TALLAHASSEE, Fla. -- James Wilder Jr. was giddy after watching the tape of Boston College's inept run defense. After two weeks with a minimal workload, he was eager for a chance to find his footing in a matchup that virtually demanded Florida State run early and often.
As it turned out, Wilder's best plays Saturday were made in the air.
Wilder scored twice on screen passes, and both touchdowns required him to dive into the end zone. His second touchdown came after Wilder leapt from the 5-yard line.
"I told [the coaches], when I get the opportunity to fly, I'm going to fly," Wilder said. "I took flight on that play."
It was the type of effort from Wilder that Florida State had missed the previous two games, when the sophomore running back accounted for just six carries. But Wilder's wasn't the only resurgence Saturday.
Devonta Freeman hadn't touched the football in nearly a month before he got his first carry in the second half against Boston College. FSU's leading rusher in 2011 showed no rust, taking the handoff from EJ Manuel, bouncing the run outside and picking up 14 yards. Freeman finished with eight carries for 70 yards, a season high.
The running game was hardly the story Saturday as Manuel racked up 439 yards passing, but after two weeks in which Florida State's ground attack amounted to little more than a steady dose of Chris Thompson, Freeman and Wilder finally added a bit of diversity back into the offense.
"I love seeing those guys run the ball," Thompson said. "I like to see Devonta make moves on people, because it's nasty sometimes. And to see Wilder run through guys, he can get defenses tired."
It's a rotation that had worked wonders early in the season, but Jimbo Fisher had shied away in recent weeks after Wilder struggled in several short-yardage situations and a death in the family weighed heavily on Freeman.
But the look of the running game Saturday was a nearly perfect scenario, Fisher said. Florida State piled up 201 yards on the ground without overworking any of its tailbacks, and unlike the previous week, when Thompson wore down in the fourth quarter, the Seminoles' ground game was still going strong in the game's final minutes.
Fisher said he plans to ride the hot hand when necessary, but ideally he'd like to keep each back fresh and limit the hits Thompson takes throughout the course of the season.

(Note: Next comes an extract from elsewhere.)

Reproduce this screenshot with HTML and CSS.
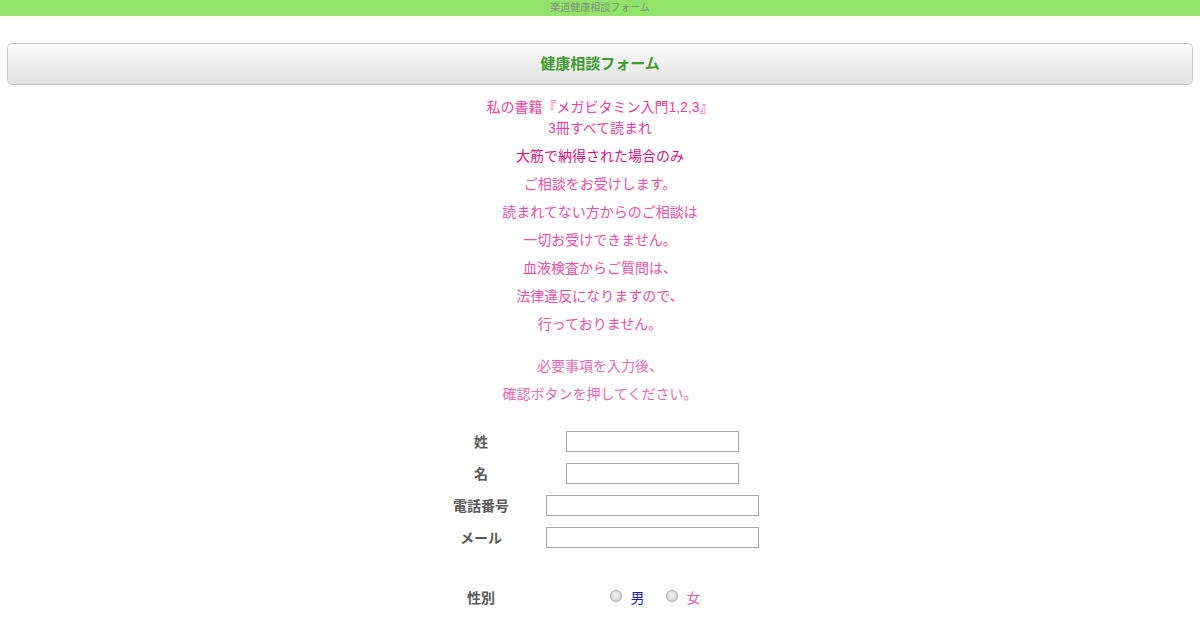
FILE: index.html
```html
<!DOCTYPE html>
<html lang="ja">
<head>
  <meta charset="UTF-8" />
  <title>楽道健康相談フォーム</title>
  <link rel="stylesheet" href="styles.css">
</head>
<body>

<div class="top-bar">楽道健康相談フォーム</div>

<div class="title-box">健康相談フォーム</div>

<div class="intro">
  <p class="books">私の書籍『メガビタミン入門1,2,3』<br>3冊すべて読まれ</p>
  <p class="deep">大筋で納得された場合のみ</p>
  <p>ご相談をお受けします。</p>
  <p>読まれてない方からのご相談は</p>
  <p>一切お受けできません。</p>
  <p>血液検査からご質問は、</p>
  <p>法律違反になりますので、</p>
  <p>行っておりません。</p>
</div>

<div class="intro notice">
  <p>必要事項を入力後、</p>
  <p>確認ボタンを押してください。</p>
</div>

<form class="form">
  <label class="field-label" for="sei">姓</label>
  <div class="field"><input id="sei" class="short" type="text"></div>

  <label class="field-label" for="mei">名</label>
  <div class="field"><input id="mei" class="short" type="text"></div>

  <label class="field-label" for="tel">電話番号</label>
  <div class="field"><input id="tel" class="long" type="text"></div>

  <label class="field-label" for="mail">メール</label>
  <div class="field"><input id="mail" class="long" type="text"></div>

  <div class="field-label gender-row">性別</div>
  <div class="field gender gender-row">
    <label class="radio male"><input type="radio" name="sex" value="male">男</label>
    <label class="radio female"><input type="radio" name="sex" value="female">女</label>
  </div>
</form>

</body>
</html>
```

FILE: styles.css
```css
* { box-sizing: border-box; }
body {
  margin: 0;
  background-color: #fff;
  color: #555;
  font-family: 'Liberation Sans', 'Noto Sans CJK JP', sans-serif;
  font-size: 14px;
}
.top-bar {
  height: 16px;
  line-height: 15px;
  background-color: #92e36a;
  color: #7f8f78;
  font-size: 10px;
  text-align: center;
}
.title-box {
  margin: 27px 7px 0;
  height: 42px;
  line-height: 40px;
  border: 1px solid #c8c8c8;
  border-radius: 5px;
  background: linear-gradient(#fbfbfb, #e2e2e2);
  color: #3f9b30;
  font-size: 15px;
  font-weight: bold;
  text-align: center;
}
.intro {
  margin-top: 12px;
  text-align: center;
  color: #ef4fa6;
}
.intro p {
  margin: 0;
  line-height: 28px;
}
.intro .books {
  line-height: 21px;
  margin-bottom: 3px;
  color: #f03f9f;
}
.intro .deep {
  color: #e2137f;
}
.notice {
  margin-top: 14px;
  color: #f067b2;
}
.form {
  display: grid;
  grid-template-columns: 100px 243px;
  grid-template-rows: repeat(4, 32px) 60px;
  justify-content: center;
  margin: 17px 0 0 5px;
}
.field-label {
  display: flex;
  align-items: center;
  justify-content: center;
  font-weight: bold;
  color: #5a5a5a;
}
.field {
  display: flex;
  align-items: center;
  justify-content: center;
}
.field input[type="text"] {
  height: 21px;
  border: 1px solid #a9a9a9;
  padding: 0 3px;
  margin: 0;
}
.short { width: 173px; }
.long { width: 213px; }
.gender-row {
  padding-top: 28px;
}
.gender {
  gap: 21px;
  padding-left: 5px;
}
.radio {
  display: flex;
  align-items: center;
  gap: 9px;
}
.radio input {
  appearance: none;
  width: 12px;
  height: 12px;
  margin: -3px 0 0;
  border: 1px solid #a5a5a5;
  border-radius: 50%;
  background: radial-gradient(circle at 50% 40%, #f2f2f2, #cdcdcd);
}
.male { color: #1d1dc6; }
.female { color: #ef5aad; }
```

The senior is closing in on Florida State's first 1,000-yard season in 16 years, and Fisher wants to make sure Thompson is healthy for the entirety of it.

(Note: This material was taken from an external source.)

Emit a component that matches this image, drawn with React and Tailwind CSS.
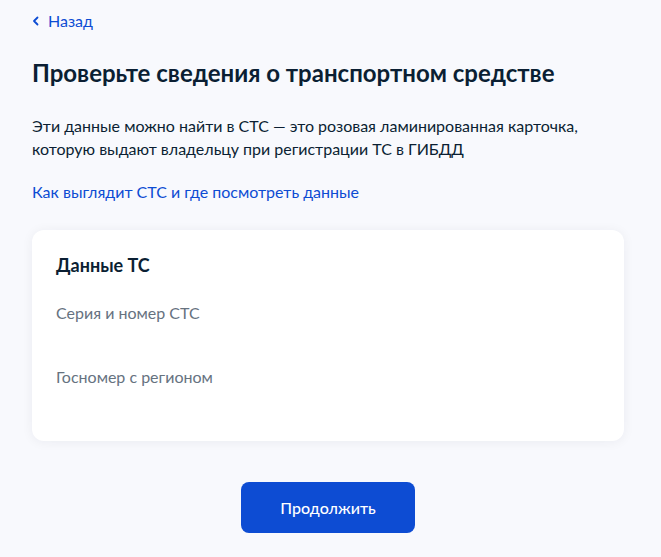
import React from 'react';

export default function App() {
    return (
        <div className="min-h-[557px] bg-[#f8f9fd] font-['Lato','Liberation_Sans',sans-serif] text-[#0b1f33]">
            <div className="w-[592px] ml-8 pt-[11px] pb-6">
                {/* Back link */}
                <a href="#" className="flex items-center gap-[9px] text-[16px] leading-[20px] text-[#0d4cd3]">
                    <svg width="7" height="10" viewBox="0 0 7 10" fill="none">
                        <path d="M5.5 1.5L2 5l3.5 3.5" stroke="#0d4cd3" strokeWidth="1.8" strokeLinecap="round" strokeLinejoin="round" />
                    </svg>
                    Назад
                </a>

                <h1 className="mt-[26px] text-[24px] leading-[32px] font-bold">
                    Проверьте сведения о транспортном средстве
                </h1>

                <p className="mt-[25px] text-[16px] leading-[23px]">
                    Эти данные можно найти в СТС — это розовая ламинированная карточка,
                    <br />
                    которую выдают владельцу при регистрации ТС в ГИБДД
                </p>

                <a href="#" className="block mt-[20px] text-[16px] leading-[23px] text-[#0d4cd3]">
                    Как выглядит СТС и где посмотреть данные
                </a>

                {/* Card */}
                <div className="mt-[27px] h-[211px] rounded-xl bg-white shadow-[0_1px_12px_rgba(11,31,51,0.06)] px-6 pt-[23px]">
                    <div className="text-[18px] leading-[24px] font-bold">Данные ТС</div>
                    <div className="mt-[26px] text-[16px] leading-[20px] text-[#66727f]">Серия и номер СТС</div>
                    <div className="mt-[44px] text-[16px] leading-[20px] text-[#66727f]">Госномер с регионом</div>
                </div>

                <div className="flex justify-center mt-[41px]">
                    <button className="w-[174px] h-[51px] rounded-lg bg-[#0d4cd3] text-white text-[16px] font-medium">
                        Продолжить
                    </button>
                </div>
            </div>
        </div>
    );
}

For Freeman, taking a back seat has been difficult. A year ago he was the top option out of the backfield, but he's now a distant third on the depth chart.
"It's tough, but at the same time it's motivation," Freeman said. "And it's a learning process, too."

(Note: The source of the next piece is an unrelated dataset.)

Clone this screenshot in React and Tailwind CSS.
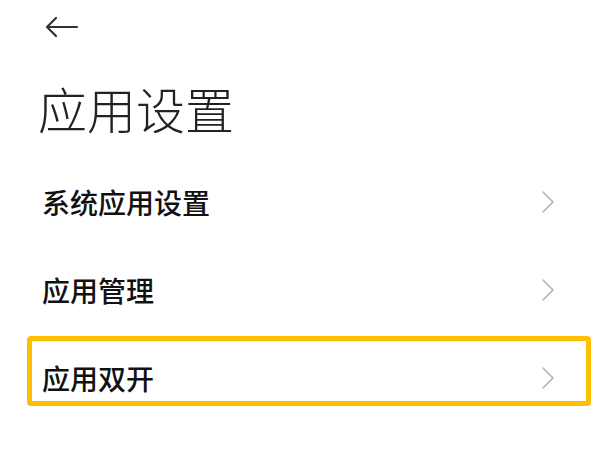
import React from "react";

const font = { fontFamily: '"Noto Sans CJK SC", "Noto Sans", sans-serif' };

function Chevron() {
  return (
    <svg width="14" height="24" viewBox="0 0 14 24" fill="none">
      <path d="M2 2 L12 12 L2 22" stroke="#b3b3b3" strokeWidth="1.6" strokeLinecap="round" strokeLinejoin="round" />
    </svg>
  );
}

function Row({ label, highlight }) {
  return (
    <div className="relative h-[88px] flex items-center justify-between pl-[42px] pr-[45px]">
      <span className="text-[28px] leading-[28px] font-medium text-[#111]">{label}</span>
      <Chevron />
      {highlight && (
        <div className="absolute left-[27px] right-[9px] top-[2px] h-[70px] border-[5px] border-[#ffbf00] rounded-[4px] pointer-events-none" />
      )}
    </div>
  );
}

export default function App() {
  const rows = ["系统应用设置", "应用管理", "应用双开"];

  return (
    <div className="w-[600px] h-[450px] bg-white overflow-hidden" style={font}>
      {/* header */}
      <div className="h-[53px] flex items-center pl-[45px]">
        <svg width="34" height="22" viewBox="0 0 34 22" fill="none">
          <path d="M2 11 H32 M11 2 L2 11 L11 20" stroke="#333" strokeWidth="2.2" strokeLinecap="round" strokeLinejoin="round" />
        </svg>
      </div>

      <h1 className="mt-[30px] pl-[38px] text-[49px] leading-[49px] font-light text-[#222]">应用设置</h1>

      <div className="mt-[26px]">
        {rows.map((r, i) => (
          <Row key={r} label={r} highlight={i === 2} />
        ))}
      </div>
    </div>
  );
}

Wilder's situation is a bit different. His limited carries the past two weeks were due in large part to his own shortcomings.
"I got my opportunity third-and-1 and didn't make it," Wilder said. "If I made it, it might have been, 'Oh he's ready, keep feeding him the ball.' I took that upon me. But it's nothing going on outside of football with me and Freeman. We're just waiting for our opportunity."
Saturday's blowout win finally provided that opportunity, and both players took advantage.
Thompson still did his damage, too, racking up 68 yards on the ground. He now has run for 640 yards this season. He surpassed Freeman's team-leading total from last year in the first quarter of FSU's seventh game this season.
As a team, Florida State has exceeded its rushing total from a year ago, too, and the Seminoles' 6.28 yards-per-carry average this season is the best mark in the country.
It's a stark contrast from a year ago, when the Seminoles' limited corps of runners struggled to move the ball on the ground behind a patchwork offensive line. But Wilder knew early on that things would be different this season.
"We met with the O-line and we said, 'Look, we sucked running the ball last year, so let's pick it up and be known for running the ball,'" Wilder said. "I'm not surprised at all [by the success]."